───── MATERIAL PROVIDED
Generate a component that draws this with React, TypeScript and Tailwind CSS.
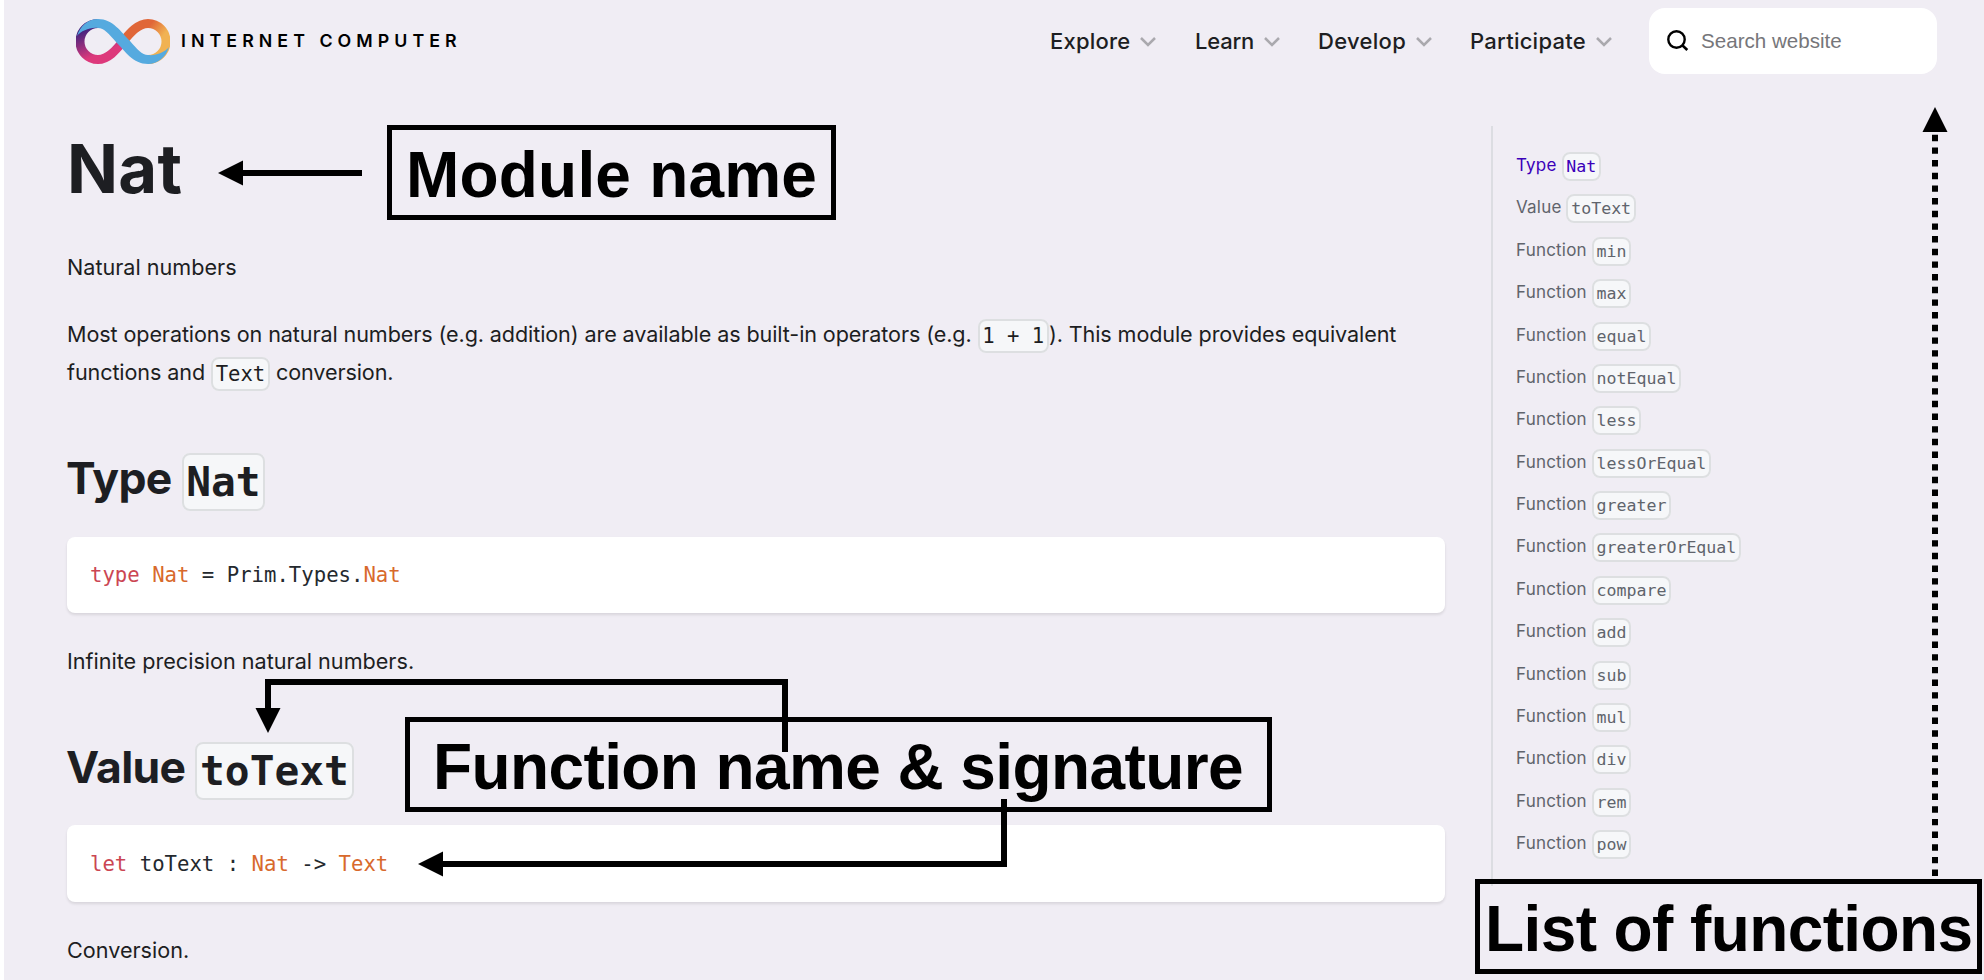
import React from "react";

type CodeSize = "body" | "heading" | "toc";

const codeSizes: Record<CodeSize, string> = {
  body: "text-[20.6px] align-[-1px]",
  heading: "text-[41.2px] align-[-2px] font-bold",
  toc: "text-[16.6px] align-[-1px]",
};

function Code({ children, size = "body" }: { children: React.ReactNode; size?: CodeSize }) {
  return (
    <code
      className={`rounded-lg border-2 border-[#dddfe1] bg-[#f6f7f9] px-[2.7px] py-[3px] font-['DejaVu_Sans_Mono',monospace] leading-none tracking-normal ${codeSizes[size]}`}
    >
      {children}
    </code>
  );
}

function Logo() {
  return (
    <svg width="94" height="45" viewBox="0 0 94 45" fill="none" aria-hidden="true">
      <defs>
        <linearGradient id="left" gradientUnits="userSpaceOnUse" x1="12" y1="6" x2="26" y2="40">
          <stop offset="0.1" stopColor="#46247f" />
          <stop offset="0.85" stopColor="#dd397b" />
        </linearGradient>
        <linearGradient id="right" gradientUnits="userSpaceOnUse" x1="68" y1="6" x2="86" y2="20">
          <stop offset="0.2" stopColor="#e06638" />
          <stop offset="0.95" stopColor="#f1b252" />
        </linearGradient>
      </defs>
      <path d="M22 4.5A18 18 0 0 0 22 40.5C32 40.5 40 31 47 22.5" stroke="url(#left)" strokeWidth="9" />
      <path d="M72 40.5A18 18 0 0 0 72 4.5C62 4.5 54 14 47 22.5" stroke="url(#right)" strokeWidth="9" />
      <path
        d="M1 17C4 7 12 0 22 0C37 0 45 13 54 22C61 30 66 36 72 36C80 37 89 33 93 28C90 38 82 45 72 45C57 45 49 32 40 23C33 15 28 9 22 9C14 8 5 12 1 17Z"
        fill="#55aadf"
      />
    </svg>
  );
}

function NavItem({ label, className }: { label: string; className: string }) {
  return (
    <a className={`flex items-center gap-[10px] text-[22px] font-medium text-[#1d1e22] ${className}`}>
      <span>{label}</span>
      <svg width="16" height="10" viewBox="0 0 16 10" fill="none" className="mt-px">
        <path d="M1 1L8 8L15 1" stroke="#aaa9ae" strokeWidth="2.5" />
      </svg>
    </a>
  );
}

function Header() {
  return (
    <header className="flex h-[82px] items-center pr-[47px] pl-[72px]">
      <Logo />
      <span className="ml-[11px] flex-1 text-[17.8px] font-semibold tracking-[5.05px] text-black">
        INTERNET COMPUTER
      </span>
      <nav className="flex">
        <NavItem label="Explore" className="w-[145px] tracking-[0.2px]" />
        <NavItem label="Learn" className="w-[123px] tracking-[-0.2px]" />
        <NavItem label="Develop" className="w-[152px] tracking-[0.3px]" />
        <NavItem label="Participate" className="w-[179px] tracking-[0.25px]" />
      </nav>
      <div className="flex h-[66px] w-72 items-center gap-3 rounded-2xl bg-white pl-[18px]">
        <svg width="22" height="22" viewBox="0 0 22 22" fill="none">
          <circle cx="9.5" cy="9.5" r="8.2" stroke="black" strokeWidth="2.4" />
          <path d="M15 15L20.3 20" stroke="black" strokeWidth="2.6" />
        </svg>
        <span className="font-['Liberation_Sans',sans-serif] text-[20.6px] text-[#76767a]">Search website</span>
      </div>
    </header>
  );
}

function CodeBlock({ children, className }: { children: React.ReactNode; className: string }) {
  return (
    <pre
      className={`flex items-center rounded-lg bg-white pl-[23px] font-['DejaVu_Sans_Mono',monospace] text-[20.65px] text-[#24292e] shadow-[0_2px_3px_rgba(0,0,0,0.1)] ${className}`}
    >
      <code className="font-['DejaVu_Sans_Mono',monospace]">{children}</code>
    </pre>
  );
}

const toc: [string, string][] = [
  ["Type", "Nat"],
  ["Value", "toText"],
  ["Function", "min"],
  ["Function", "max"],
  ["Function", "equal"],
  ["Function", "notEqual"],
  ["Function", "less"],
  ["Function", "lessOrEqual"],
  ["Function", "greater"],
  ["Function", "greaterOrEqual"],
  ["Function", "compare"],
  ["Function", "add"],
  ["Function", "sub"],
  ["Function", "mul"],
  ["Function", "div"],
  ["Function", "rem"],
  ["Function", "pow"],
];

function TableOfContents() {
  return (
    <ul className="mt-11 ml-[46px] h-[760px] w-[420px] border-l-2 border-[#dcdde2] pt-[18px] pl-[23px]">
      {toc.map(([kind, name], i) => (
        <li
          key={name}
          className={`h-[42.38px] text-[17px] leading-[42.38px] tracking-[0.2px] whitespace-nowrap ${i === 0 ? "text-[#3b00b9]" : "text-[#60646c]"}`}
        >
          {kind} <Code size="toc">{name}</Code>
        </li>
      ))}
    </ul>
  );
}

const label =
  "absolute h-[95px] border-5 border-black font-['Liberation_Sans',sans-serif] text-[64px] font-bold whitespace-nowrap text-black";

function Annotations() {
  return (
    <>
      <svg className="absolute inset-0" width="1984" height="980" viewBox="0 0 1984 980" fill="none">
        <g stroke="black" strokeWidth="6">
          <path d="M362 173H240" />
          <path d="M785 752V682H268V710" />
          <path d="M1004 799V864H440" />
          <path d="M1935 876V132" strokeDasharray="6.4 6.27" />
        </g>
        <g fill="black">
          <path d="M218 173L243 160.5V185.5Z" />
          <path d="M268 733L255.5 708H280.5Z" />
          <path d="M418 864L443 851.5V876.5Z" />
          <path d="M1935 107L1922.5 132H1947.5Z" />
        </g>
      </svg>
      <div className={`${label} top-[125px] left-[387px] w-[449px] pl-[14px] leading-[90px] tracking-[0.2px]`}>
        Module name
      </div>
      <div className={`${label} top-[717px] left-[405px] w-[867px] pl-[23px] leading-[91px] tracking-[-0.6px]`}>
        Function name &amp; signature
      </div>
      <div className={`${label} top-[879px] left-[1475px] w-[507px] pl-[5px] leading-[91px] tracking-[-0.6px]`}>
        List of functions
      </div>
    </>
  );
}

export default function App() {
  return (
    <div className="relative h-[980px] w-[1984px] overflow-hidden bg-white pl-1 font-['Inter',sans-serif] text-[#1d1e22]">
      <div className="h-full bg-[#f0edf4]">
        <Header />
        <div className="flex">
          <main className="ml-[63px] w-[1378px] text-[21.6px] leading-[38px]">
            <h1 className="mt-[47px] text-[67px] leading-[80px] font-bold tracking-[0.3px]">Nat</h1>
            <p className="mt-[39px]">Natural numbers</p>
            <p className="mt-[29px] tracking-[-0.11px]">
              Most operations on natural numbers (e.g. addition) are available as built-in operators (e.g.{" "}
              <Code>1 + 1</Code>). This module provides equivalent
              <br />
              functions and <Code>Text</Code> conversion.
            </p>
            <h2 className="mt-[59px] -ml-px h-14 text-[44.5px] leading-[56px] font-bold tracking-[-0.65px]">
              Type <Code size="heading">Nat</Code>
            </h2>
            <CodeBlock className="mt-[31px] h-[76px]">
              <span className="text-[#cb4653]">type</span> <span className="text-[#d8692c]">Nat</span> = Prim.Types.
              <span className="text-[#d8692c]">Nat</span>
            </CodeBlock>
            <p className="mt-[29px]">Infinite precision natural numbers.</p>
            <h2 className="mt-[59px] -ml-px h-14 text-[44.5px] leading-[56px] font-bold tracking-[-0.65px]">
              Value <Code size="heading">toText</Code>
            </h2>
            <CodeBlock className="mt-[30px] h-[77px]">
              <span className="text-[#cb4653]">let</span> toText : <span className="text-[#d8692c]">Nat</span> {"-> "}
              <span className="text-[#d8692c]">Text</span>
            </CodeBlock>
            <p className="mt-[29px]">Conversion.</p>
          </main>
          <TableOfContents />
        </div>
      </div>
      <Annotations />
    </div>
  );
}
──────────
Return all lines containing the word "React".

### [PROBLEM SOLUTION]
Generate a component that draws this with React, TypeScript and Tailwind CSS.
import React from "react";
function Code({ children, size = "body" }: { children: React.ReactNode; size?: CodeSize }) {
function CodeBlock({ children, className }: { children: React.ReactNode; className: string }) {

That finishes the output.